This, as the world observes world immunisation week from Monday until Sunday under the World Health Organisation (WHO) theme: Vaccines Work.
World immunisation week comes just three months after the provincial health department was slammed by the South African Medical Journal (SAMJ) of failing to provide adequate primary healthcare – something provincial health spokesman Sizwe Kupelo dismissed at the time.
Kupelo said the province was ready to deal with the 11 types of illnesses that have vaccinations in the country.
Kupelo said they had all the necessary medication to meet the demand as they had ongoing campaigns aimed at promoting vaccinations such as human papilloma virus (HPV) vaccinations at school.
“Between February and March, the department ran a vaccination campaign and there will be another one around June.
“We also have medication available in clinics and in medical depots,” he added.
The spokesman admitted that they still have challenges in ensuring that everyone, especially those in rural areas have access to health facilities.
“We have clinics in all areas and where there is none we provide mobile clinics.

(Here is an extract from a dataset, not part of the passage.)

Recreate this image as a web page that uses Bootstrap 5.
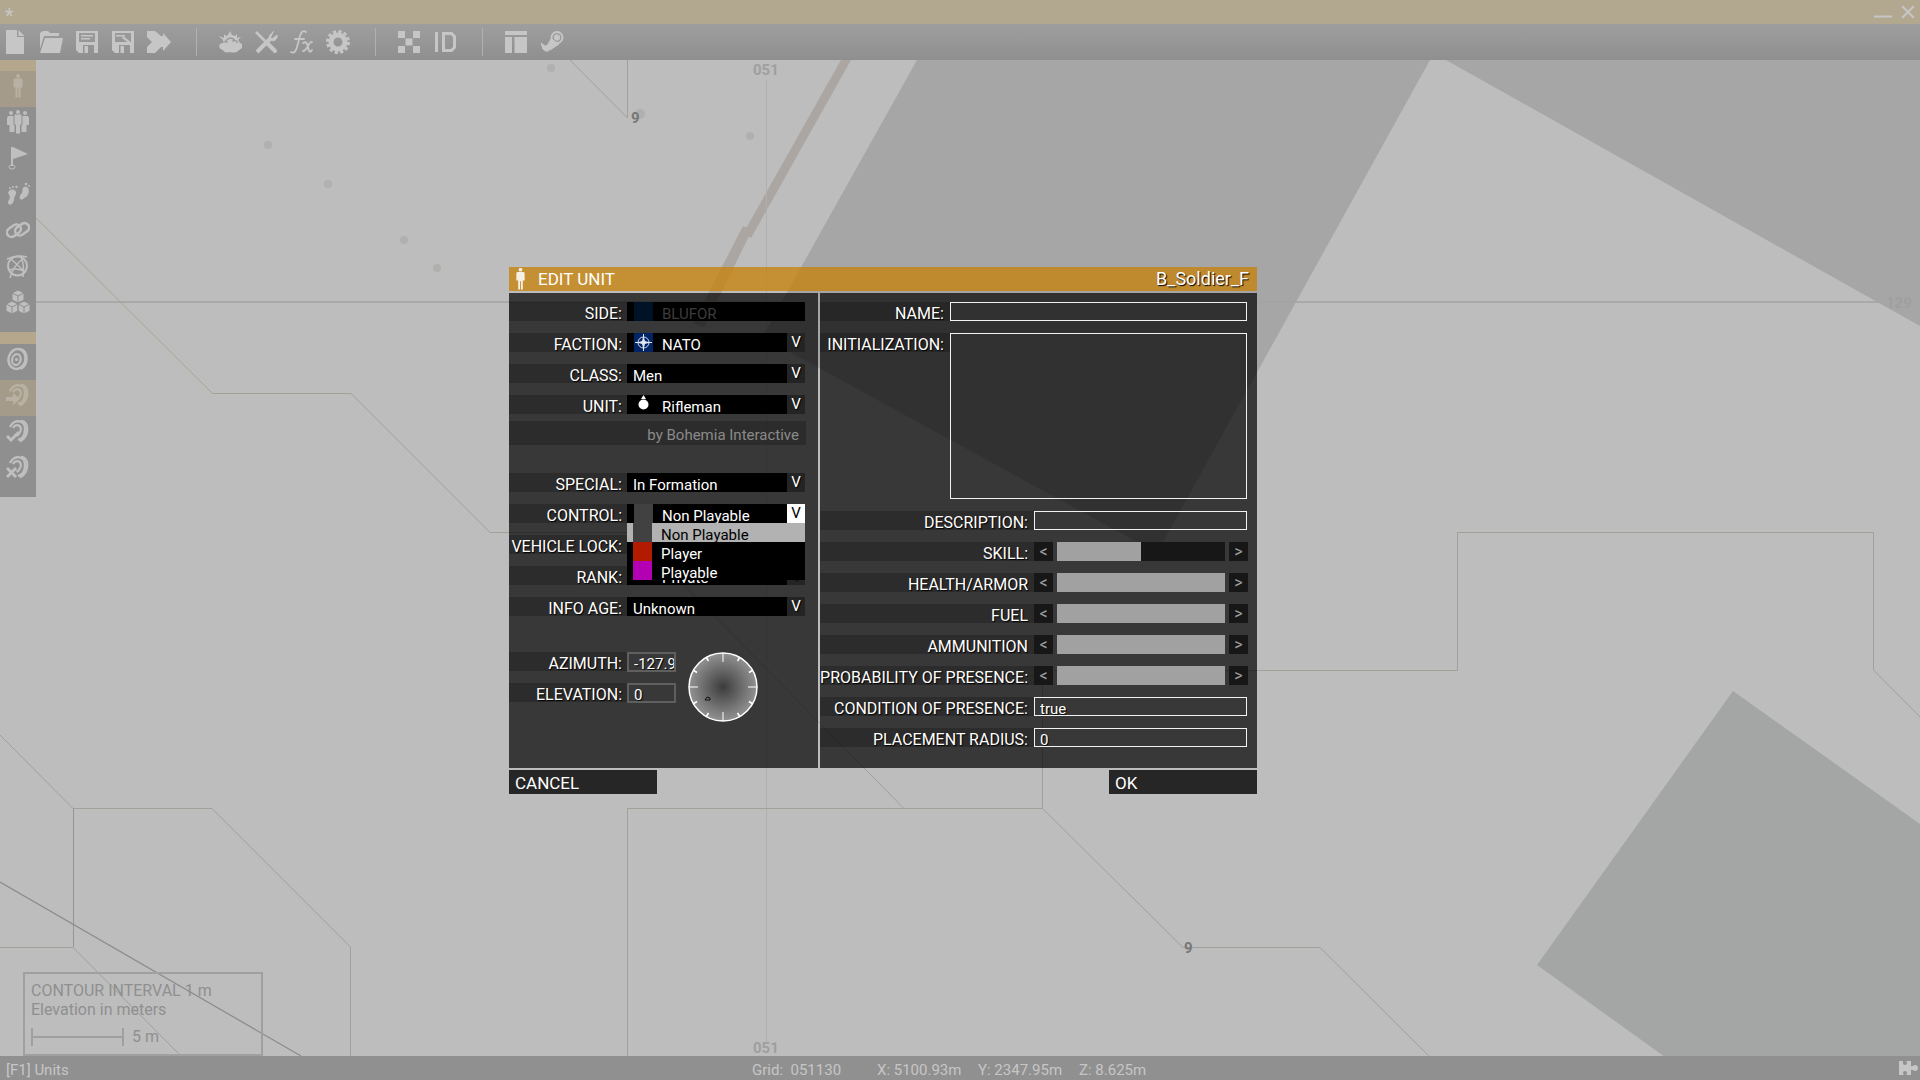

“We also acknowledge that some areas have had problems with mobile clinics but that is not around the whole province.
“We also have school programmes that look at children’s primary healthcare as a whole. Protocols are followed to ensure safekeeping of vaccines as they require refrigeration,” he said.
The damning SAMJ report slammed the health department for what it said was its failure to properly vaccinate babies in the mostly rural OR Tambo region.
In a statement, WHO said: “World immunisation week aims to promote the use of vaccines to protect people of all ages against disease. Immunisation saves millions of lives and is widely recognised as one of the world’s most successful and cost-effective health interventions.
“Today, there are still 19.4 million unvaccinated and under-vaccinated children in the world.”